The last time Harvard and Northeastern met was Jan. 12 when the Crimson scored five goals in the third to turn a 2-1 second-period deficit into a comfortable 6-3 win.

Since an 11-2-0 start that culminated with a 4-0 win over No. 1 Dartmouth--the Big Green's only loss to date--the Huskies have struggled to a 2-6-1 record in their last nine.

It will be Northeastern Coach Joy Woog's first-ever Beanpot. Longtime Coach Heather Linstad--the only female ever to win both ECAC Player and Coach of the Year honors--left the Huskies this summer to jump-start Connecticut's new hockey program.

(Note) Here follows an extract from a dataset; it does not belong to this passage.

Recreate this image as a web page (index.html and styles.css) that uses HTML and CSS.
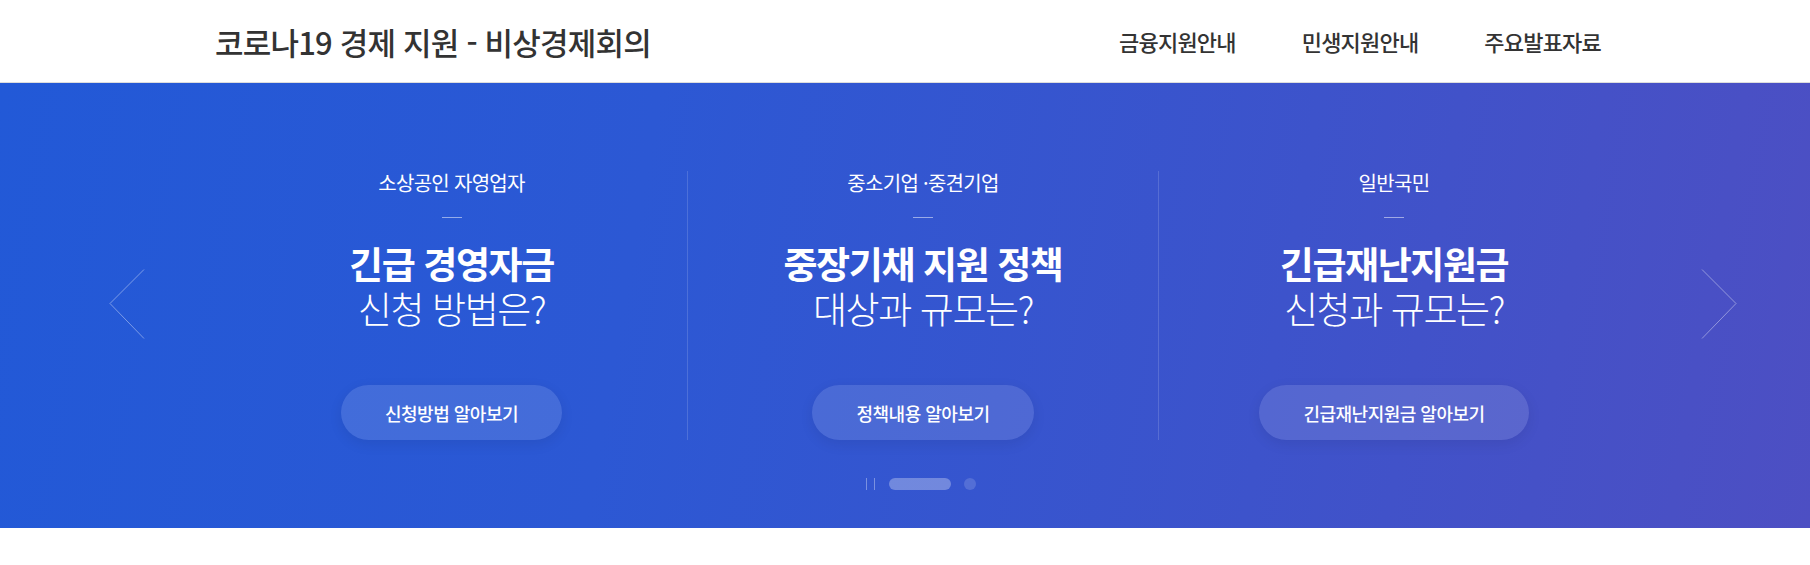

A Beanpot win is about the only way left for the Huskies to revitalize what has been a relatively disappointing season by their standards. The Crimson will need to be careful not to fall behind in a game with such high stakes.

"We've been on a good streak the last couple of games scoring the first goal," sophomore forward Kalen Ingram said. "Hopefully we can keep that going through Tuesday."

The Looming Battle

This weekend, Harvard will look to extend its six-game winning streak at Princeton and Yale. If the Crimson can sweep the weekend, it will be just a point back of Dartmouth in the ECAC standings going into their Feb. 17 showdown with eight conference games remaining in each team's schedule. Harvard has lost four games in a row against Dartmouth over the past two seasons, including a bitter season-ending overtime defeat in 2000. In the most recent meeting, Harvard blew a two-goal first-period lead before falling, 5-4. Another chance for revenge is just under two weeks away, but the Crimson will have to focus on the task at hand.

"We've got a great weekend ahead [against Princeton and Yale] and we've got the Beanpot next Tuesday, so we're definitely going to be ready for Dartmouth in a couple weeks and for now we're just taking it one game at a time," Botterill said.